** START GIVEN RECORDS **
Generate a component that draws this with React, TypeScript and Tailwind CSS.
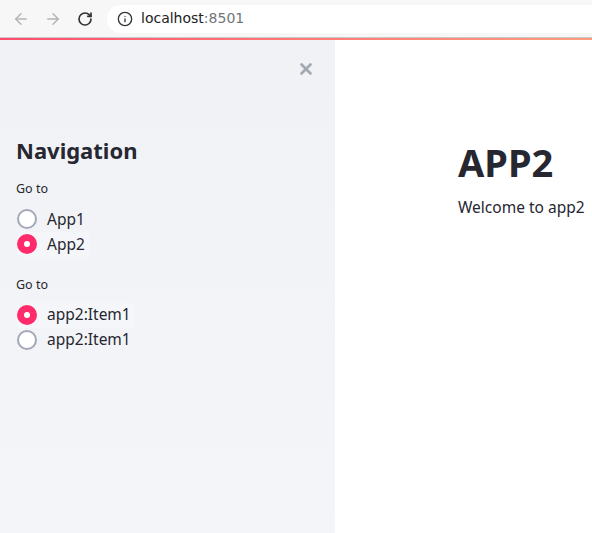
** END GIVEN RECORDS **
** START GIVEN RECORDS **
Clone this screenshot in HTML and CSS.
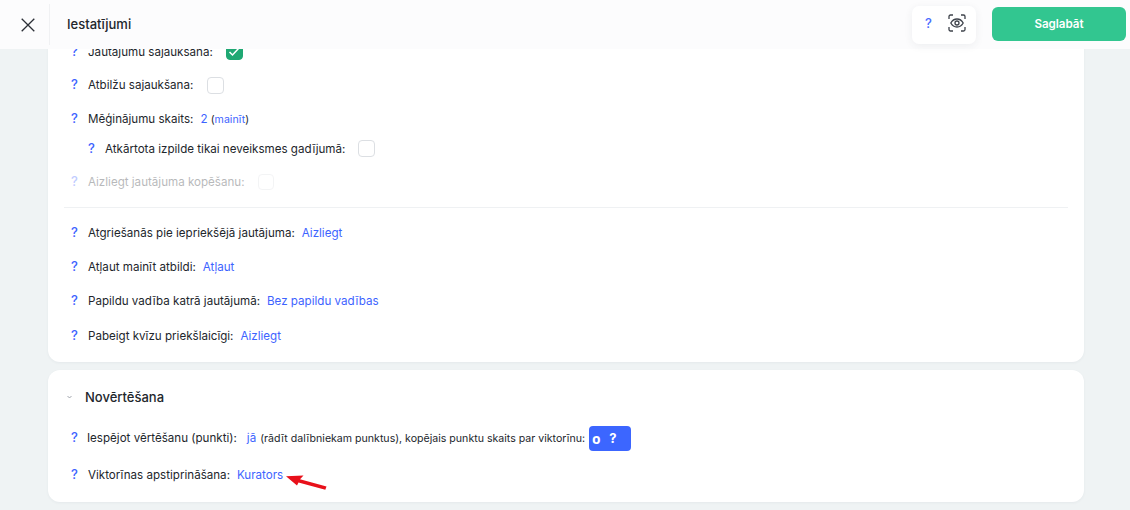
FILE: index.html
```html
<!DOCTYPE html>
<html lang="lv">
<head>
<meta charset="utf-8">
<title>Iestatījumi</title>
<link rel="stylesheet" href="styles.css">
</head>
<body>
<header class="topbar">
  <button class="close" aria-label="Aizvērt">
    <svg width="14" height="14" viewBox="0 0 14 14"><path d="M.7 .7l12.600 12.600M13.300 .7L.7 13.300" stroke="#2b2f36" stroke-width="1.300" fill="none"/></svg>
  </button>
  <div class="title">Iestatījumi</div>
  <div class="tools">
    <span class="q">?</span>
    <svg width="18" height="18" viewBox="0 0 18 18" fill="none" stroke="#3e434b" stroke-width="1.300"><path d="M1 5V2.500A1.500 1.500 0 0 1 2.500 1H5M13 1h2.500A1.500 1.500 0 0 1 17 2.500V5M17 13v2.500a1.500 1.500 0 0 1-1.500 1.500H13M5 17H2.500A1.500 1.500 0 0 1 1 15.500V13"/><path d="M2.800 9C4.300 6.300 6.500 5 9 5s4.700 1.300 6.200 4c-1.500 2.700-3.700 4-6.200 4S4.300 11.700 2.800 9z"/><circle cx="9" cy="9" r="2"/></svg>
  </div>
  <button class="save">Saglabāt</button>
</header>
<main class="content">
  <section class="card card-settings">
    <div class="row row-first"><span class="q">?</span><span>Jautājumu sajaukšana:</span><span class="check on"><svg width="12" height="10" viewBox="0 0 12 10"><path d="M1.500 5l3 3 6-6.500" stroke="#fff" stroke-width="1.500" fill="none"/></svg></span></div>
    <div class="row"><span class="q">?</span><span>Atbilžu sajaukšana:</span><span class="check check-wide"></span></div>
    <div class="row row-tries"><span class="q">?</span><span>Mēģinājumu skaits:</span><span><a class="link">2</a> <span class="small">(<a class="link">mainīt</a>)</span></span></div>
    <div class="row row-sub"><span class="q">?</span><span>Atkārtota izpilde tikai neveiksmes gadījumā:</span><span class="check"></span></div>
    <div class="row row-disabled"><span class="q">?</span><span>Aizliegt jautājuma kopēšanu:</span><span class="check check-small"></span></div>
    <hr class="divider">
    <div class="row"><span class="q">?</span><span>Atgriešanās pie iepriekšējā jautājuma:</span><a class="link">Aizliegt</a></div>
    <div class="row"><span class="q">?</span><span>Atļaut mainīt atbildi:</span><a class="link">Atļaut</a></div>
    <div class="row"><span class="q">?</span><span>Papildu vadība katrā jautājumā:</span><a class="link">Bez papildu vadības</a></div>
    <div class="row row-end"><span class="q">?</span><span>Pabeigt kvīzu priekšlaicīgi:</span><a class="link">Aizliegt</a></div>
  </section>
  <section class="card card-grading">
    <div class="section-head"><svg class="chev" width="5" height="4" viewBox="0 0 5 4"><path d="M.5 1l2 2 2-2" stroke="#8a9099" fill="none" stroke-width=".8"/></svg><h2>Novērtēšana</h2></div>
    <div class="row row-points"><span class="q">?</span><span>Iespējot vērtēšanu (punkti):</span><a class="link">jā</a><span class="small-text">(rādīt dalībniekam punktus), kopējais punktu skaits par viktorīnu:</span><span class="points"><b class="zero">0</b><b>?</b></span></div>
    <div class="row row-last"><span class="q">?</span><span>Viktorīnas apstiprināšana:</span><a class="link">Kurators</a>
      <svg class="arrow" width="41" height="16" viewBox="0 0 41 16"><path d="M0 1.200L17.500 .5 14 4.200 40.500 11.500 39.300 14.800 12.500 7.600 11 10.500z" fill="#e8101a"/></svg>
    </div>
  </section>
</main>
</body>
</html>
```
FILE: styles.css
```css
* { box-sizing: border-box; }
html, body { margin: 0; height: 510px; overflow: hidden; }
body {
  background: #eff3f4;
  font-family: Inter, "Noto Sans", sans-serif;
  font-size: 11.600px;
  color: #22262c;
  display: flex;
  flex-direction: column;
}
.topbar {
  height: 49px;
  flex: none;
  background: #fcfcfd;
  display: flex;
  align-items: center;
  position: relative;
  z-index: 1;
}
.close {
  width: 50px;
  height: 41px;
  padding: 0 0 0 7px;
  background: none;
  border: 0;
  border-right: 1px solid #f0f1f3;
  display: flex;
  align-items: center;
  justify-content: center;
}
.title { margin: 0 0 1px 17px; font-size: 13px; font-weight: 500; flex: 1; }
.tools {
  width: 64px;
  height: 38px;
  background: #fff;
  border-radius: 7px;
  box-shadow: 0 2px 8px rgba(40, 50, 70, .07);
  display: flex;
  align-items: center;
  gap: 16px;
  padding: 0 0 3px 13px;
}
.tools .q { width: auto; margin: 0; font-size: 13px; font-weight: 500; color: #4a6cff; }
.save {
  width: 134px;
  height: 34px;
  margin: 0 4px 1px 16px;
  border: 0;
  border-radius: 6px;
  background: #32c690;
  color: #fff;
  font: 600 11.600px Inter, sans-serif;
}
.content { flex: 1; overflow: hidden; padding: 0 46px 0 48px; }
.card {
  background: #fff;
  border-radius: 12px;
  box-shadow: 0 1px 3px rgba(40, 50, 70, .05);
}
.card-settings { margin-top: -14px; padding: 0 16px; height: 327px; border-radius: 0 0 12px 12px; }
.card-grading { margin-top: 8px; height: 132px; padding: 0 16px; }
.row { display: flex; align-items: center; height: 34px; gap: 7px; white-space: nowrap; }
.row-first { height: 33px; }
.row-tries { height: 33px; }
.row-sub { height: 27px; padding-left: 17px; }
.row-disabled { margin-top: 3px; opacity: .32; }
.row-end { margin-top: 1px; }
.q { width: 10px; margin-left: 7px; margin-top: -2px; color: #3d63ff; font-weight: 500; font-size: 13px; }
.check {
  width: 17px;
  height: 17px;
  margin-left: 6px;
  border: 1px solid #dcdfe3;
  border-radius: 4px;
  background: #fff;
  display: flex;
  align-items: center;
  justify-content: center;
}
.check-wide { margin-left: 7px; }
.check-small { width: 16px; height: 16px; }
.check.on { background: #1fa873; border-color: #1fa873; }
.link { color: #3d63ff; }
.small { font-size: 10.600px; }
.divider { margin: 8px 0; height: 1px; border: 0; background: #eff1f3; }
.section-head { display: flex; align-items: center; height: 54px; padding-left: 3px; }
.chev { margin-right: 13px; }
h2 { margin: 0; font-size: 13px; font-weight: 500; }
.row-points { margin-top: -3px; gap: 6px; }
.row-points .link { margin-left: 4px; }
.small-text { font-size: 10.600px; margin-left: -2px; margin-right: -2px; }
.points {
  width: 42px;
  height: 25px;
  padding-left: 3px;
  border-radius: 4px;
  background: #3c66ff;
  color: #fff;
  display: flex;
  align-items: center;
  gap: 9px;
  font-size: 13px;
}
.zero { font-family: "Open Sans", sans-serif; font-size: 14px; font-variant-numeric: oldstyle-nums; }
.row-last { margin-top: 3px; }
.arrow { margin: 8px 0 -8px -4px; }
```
** END GIVEN RECORDS **
Examine the records and report how many lines contain the string "this". Only the number should be given.

● RESULT BELOW:
2